A palavra jarhead, pelo que indica este novo trabalho do aclamado britânico Sam Mendes, pode se referir tanto ao corte de cabelo característico dos milicos do exército quanto a eles próprios. Não deixa de ser um título adequado para a história de um destes soldados dentro de um dos mais recentes conflitos armados do mundo, a operação Tempestade no Deserto, levada a cabo pelos Estados Unidos na década de 90 contra um cada vez mais problemático Iraque comandado por Saddam Hussein.

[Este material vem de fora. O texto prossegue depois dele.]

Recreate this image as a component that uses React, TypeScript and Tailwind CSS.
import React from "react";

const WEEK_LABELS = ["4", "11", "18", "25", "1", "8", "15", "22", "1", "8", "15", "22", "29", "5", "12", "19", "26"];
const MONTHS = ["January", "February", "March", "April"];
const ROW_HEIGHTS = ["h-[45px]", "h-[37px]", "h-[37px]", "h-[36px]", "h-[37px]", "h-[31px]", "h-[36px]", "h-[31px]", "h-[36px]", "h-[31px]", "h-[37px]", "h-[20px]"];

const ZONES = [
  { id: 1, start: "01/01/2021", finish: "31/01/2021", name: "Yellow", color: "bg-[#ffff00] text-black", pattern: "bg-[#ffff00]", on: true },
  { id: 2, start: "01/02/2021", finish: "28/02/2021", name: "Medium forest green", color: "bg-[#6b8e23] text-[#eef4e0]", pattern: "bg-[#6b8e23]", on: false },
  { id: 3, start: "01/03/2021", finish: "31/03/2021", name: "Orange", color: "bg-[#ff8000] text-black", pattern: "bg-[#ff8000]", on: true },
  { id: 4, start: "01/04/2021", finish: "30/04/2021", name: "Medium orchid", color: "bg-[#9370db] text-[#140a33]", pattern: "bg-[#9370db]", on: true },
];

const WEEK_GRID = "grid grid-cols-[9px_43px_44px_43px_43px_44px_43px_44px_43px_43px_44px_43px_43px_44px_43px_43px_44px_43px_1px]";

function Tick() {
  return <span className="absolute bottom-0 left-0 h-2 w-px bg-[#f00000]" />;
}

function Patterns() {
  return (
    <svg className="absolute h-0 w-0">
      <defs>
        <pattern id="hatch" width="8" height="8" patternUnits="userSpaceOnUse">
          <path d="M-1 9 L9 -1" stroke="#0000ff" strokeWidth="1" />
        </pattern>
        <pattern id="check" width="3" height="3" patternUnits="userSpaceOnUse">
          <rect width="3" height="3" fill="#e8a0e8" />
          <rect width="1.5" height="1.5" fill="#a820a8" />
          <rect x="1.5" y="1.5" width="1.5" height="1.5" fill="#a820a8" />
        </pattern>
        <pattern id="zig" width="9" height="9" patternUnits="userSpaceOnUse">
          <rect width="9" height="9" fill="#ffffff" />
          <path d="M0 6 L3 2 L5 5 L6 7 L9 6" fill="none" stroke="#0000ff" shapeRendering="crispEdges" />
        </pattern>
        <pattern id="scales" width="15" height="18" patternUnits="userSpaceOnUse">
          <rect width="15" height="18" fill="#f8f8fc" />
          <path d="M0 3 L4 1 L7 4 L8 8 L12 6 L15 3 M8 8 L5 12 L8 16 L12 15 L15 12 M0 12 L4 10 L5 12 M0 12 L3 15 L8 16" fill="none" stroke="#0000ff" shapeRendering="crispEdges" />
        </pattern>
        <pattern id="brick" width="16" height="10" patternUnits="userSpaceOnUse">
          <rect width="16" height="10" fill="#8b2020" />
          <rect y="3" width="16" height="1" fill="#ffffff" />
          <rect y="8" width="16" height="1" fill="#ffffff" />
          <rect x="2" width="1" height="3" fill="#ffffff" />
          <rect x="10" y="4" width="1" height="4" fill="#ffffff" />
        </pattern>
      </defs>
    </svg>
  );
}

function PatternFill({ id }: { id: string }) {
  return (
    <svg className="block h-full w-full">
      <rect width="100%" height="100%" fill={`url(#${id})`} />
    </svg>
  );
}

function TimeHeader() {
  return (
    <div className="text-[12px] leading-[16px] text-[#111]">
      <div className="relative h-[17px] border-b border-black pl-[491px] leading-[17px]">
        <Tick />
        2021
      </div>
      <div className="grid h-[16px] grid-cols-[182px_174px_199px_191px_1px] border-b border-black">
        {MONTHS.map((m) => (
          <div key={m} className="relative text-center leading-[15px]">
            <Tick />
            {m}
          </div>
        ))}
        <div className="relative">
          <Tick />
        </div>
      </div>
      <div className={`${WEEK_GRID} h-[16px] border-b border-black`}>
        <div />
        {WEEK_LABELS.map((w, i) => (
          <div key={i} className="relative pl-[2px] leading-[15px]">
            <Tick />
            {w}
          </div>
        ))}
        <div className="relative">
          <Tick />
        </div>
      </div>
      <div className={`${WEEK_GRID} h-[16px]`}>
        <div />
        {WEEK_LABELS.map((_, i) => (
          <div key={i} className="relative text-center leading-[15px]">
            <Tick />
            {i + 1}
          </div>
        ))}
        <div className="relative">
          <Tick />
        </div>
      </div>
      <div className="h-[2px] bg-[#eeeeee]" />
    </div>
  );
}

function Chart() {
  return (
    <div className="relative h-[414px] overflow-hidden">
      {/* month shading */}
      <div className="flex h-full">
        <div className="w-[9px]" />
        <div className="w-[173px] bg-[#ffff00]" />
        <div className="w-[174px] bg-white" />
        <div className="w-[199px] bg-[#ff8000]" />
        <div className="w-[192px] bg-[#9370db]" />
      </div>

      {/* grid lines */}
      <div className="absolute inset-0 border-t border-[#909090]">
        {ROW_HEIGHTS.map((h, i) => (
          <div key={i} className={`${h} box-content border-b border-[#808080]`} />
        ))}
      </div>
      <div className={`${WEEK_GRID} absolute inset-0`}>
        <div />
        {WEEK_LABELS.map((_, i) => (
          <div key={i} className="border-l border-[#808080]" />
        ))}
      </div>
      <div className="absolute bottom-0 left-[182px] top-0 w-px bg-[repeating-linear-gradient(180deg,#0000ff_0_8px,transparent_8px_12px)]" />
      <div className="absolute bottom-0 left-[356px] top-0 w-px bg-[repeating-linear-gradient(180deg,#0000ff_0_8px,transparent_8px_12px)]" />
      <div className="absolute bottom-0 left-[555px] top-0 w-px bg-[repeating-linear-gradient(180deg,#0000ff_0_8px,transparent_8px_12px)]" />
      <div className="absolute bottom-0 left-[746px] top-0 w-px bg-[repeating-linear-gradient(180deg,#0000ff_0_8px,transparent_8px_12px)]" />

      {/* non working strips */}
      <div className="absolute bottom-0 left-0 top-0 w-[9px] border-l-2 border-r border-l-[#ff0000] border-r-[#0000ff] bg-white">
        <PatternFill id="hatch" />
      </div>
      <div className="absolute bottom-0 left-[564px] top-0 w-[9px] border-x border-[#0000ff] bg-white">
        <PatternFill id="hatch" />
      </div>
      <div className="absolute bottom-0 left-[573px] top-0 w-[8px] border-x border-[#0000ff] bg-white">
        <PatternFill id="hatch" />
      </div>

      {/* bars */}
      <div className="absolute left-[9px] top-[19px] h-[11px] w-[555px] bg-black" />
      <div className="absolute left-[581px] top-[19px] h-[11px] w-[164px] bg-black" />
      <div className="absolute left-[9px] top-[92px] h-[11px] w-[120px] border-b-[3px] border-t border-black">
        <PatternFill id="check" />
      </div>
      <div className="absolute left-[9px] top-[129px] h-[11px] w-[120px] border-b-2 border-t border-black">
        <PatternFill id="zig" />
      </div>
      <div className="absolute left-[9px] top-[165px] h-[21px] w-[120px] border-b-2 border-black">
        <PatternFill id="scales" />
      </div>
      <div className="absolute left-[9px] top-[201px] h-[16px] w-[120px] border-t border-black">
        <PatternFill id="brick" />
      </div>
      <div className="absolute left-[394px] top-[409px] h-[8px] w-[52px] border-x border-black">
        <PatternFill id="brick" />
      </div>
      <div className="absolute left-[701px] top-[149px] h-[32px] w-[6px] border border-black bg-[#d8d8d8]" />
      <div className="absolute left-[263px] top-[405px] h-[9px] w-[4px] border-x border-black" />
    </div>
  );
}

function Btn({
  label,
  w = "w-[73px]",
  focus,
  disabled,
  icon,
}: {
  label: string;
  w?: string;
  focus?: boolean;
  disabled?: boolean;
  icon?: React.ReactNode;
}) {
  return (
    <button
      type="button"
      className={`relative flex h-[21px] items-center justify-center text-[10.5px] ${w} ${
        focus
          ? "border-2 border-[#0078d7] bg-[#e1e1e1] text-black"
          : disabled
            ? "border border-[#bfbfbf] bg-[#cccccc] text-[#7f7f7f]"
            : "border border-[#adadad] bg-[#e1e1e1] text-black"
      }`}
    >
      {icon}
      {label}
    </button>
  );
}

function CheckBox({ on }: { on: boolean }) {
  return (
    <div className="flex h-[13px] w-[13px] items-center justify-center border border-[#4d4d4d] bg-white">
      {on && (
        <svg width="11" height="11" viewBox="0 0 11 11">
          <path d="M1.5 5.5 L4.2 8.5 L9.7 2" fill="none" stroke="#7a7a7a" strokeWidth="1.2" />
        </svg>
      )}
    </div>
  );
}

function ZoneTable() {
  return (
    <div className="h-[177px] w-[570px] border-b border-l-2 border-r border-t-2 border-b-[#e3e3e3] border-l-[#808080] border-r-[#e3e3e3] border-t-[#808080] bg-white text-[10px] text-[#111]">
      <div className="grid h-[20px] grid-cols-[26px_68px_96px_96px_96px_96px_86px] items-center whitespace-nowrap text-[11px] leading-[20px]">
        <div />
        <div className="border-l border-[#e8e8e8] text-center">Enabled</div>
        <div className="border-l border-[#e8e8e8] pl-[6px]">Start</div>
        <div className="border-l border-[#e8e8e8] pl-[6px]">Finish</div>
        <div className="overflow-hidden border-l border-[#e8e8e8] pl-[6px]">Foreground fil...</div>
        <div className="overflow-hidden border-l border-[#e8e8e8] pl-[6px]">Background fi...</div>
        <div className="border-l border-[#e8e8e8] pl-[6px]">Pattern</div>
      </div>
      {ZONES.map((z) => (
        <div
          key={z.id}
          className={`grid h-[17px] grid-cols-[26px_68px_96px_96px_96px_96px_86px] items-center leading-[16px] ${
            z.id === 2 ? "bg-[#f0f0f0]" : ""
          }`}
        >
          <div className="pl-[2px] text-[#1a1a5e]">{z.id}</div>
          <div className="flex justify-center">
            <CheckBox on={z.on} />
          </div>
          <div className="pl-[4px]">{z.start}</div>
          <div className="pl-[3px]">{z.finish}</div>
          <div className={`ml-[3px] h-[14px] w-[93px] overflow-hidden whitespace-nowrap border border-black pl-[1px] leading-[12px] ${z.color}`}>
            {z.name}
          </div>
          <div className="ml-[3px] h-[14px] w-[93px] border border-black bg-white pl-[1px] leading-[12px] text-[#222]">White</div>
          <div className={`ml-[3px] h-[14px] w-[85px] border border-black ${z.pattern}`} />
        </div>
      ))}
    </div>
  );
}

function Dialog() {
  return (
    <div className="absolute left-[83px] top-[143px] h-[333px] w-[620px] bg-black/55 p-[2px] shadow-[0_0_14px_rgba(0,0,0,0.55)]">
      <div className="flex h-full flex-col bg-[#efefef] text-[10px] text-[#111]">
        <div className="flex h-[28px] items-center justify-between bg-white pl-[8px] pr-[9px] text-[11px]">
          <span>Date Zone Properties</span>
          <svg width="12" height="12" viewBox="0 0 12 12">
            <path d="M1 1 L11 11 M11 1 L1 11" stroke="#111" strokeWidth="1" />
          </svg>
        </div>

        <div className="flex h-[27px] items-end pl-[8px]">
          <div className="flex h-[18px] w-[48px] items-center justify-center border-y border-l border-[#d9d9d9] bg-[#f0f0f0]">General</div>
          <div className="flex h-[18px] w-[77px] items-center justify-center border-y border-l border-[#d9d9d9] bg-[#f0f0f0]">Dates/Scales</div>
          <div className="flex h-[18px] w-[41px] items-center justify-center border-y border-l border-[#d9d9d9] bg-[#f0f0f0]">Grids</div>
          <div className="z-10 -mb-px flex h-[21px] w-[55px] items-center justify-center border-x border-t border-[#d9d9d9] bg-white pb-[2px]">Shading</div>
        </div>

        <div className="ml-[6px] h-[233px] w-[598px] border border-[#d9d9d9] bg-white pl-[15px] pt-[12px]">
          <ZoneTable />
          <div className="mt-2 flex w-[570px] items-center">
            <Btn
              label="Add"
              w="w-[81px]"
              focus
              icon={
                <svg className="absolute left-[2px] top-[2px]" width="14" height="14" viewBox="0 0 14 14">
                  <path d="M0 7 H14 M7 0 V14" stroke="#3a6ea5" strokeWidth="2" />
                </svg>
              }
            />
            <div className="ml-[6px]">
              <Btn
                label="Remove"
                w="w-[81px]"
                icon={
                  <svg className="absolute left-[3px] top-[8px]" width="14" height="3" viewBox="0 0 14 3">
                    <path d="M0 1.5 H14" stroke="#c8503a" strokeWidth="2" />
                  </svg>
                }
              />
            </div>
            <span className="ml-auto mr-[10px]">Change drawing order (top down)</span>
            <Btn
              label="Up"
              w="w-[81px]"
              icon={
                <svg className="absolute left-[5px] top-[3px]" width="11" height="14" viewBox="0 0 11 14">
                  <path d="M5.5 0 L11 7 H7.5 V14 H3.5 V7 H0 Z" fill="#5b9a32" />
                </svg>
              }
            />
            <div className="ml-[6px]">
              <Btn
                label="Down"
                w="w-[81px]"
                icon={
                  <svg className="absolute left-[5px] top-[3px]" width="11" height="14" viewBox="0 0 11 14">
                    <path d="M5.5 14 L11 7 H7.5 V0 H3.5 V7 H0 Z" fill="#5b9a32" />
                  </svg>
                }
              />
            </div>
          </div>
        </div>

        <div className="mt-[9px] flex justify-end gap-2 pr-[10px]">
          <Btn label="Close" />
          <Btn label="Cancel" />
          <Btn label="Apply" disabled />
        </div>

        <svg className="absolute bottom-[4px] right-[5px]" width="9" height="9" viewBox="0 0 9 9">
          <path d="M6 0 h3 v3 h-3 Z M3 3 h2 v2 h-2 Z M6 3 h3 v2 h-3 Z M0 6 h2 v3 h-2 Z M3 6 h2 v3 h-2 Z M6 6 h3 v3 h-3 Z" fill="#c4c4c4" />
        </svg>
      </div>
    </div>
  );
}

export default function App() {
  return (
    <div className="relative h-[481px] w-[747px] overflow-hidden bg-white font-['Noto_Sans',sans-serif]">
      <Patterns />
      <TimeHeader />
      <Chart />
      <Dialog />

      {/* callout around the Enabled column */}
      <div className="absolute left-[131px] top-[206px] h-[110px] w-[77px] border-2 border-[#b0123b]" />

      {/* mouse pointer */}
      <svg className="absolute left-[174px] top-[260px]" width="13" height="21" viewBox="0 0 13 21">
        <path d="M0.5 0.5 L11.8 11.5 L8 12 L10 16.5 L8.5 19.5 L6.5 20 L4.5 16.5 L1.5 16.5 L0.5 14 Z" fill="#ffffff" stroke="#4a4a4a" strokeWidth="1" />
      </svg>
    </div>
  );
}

O soldado em questão é o milico Swofford (Jake Gyllenhaal), um jovem de cujo passado não se fica sabendo muita coisa, o que basicamente insere-o no grosso das estatísticas militares sobre o contingente arrastado para a guerra. Indo parar no exército após "se perder no caminho para a faculdade", ele é logo colocado num seleto grupo de atiradores de elite dos fuzileiros, comandado pelo severo sargento Sykes (Jamie Foxx), e do qual também faz parte o calmo e enigmático Troy (Peter Sarsgaard), seu parceiro de campo. Trocando em miúdos, o filme é o relato do treinamento e da campanha de seu batalhão no Kuwait e no Iraque.

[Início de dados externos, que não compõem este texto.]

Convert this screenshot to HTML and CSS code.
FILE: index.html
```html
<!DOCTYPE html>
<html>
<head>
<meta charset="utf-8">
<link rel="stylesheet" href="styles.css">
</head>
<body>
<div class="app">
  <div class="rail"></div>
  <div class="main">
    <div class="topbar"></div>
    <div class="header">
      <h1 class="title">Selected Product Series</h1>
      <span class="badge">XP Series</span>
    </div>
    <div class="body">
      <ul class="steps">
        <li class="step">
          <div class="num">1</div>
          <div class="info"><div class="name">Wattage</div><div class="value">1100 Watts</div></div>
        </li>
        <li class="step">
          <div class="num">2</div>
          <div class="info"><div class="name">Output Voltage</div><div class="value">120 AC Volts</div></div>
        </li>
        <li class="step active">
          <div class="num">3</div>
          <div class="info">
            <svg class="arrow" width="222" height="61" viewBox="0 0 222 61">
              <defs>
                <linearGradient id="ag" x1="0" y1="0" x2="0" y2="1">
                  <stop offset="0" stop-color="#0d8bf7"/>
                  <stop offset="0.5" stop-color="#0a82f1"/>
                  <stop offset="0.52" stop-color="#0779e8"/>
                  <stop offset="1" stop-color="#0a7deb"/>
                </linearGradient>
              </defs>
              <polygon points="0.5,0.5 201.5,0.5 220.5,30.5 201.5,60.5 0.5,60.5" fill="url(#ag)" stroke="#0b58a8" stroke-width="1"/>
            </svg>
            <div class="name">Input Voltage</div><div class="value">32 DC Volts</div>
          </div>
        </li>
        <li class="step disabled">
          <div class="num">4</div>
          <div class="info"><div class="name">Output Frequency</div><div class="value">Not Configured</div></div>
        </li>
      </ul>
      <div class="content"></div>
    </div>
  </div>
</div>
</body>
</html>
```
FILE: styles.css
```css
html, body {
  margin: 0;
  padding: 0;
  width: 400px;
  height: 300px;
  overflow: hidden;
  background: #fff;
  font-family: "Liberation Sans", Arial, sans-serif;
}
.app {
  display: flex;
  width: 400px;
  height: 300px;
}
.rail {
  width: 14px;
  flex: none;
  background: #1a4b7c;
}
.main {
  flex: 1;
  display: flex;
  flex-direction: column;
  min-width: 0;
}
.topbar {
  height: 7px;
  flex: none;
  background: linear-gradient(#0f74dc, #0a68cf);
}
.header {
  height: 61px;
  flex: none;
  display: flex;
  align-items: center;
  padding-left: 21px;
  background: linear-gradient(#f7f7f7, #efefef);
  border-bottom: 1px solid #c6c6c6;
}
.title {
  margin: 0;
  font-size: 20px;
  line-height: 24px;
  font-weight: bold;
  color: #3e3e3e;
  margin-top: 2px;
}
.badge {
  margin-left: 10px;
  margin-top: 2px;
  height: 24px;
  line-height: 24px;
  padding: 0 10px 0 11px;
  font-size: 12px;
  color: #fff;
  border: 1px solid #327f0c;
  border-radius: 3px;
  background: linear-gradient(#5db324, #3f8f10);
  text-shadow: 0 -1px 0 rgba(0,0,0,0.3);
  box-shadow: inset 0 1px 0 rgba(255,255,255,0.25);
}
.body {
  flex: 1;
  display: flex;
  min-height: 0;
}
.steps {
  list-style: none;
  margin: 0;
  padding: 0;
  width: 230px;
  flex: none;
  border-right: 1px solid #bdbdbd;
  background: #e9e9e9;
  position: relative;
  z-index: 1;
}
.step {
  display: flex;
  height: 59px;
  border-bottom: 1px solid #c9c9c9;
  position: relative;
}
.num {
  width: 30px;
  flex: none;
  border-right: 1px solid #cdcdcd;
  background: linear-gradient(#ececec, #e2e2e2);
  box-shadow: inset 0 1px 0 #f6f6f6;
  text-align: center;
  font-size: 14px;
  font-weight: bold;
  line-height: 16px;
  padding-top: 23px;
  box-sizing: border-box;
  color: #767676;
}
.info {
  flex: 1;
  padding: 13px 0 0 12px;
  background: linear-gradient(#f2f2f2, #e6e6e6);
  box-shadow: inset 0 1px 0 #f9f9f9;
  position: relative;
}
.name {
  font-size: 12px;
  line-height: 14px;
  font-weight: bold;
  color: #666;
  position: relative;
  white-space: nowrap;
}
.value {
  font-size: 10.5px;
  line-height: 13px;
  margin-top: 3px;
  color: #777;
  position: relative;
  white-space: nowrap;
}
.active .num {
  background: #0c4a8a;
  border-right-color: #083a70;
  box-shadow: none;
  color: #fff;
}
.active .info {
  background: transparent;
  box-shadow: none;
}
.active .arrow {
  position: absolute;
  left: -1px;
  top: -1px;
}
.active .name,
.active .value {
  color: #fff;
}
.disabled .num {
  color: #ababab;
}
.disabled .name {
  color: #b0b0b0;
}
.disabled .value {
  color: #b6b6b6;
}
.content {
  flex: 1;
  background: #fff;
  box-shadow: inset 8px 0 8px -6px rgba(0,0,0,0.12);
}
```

Acredito que uma das maiores qualidades dos trabalhos de Sam Mendes está na capacidade do diretor em capturar a unidade e o significado global de uma história. O domínio cênico e narrativo também transparece de forma esfuziante, seja através da excelente fotografia ou de suas composições de cena de cunho quase artístico. Afinal, é possível tornar o deserto escaldante e as planícies petrolíferas em ameaçadora combustão em algo belo de se ver? Se depender de Mendes, sim. Basta dizer que Soldado Anônimo é mais um dos casos em que o filme é visualmente estonteante, de encher os olhos mesmo. O trecho final da história, particularmente, contém algumas das mais belas tomadas já feitas em filmes de guerra.
Quanto à mensagem e à posição política do longa, a coisa é um pouco diferente. Tanto o ufanismo quanto a agressividade em relação ao inimigo são reduzidos a breves diálogos auto-contidos, que em nenhum momento influem no andamento da história ou no destino dos personagens. Pouco importa se eles estão no Oriente Médio para proteger os interesses econômicos dos EUA pelo petróleo, ou se tudo se resume ao heroísmo fraternal entre nações. Muitos estão ali por falta de opção mesmo, e alguns lentamente se dão conta de que é apenas no exército que eles chegam a ter algum valor como membros da sociedade. O conflito maior está na ansiedade com que o momento de decisão se aproxima, se os milicos terão o que é preciso para ir em frente e como isso virá a afetar suas vidas após o retorno ao lar. Não há nada muito mais complicado que isso.
O desempenho do elenco principal é ótimo, mas bem que Jamie Foxx poderia ter sido mais durão em determinadas cenas. Alguns leves excessos emotivos por parte da trilha sonora aparecem aqui e ali na primeira metade do filme, mas não é nada que chegue a maculá-lo de forma considerável. Convencional para uma obra de guerra com tamanho valor de produção, Soldado Anônimo ainda aproveita o tema para reverenciar obras anteriores como Nascido para Matar (Stanley Kubrick, 1987), colocando ainda uma palhinha de Apocalipse Now (Coppola, 1979) para animar os fuzileiros prestes a ir a campo. Nada mais apropriado para disfarçar as longas e tediosas horas passadas em vão em meio à areia cortante do Oriente Médio.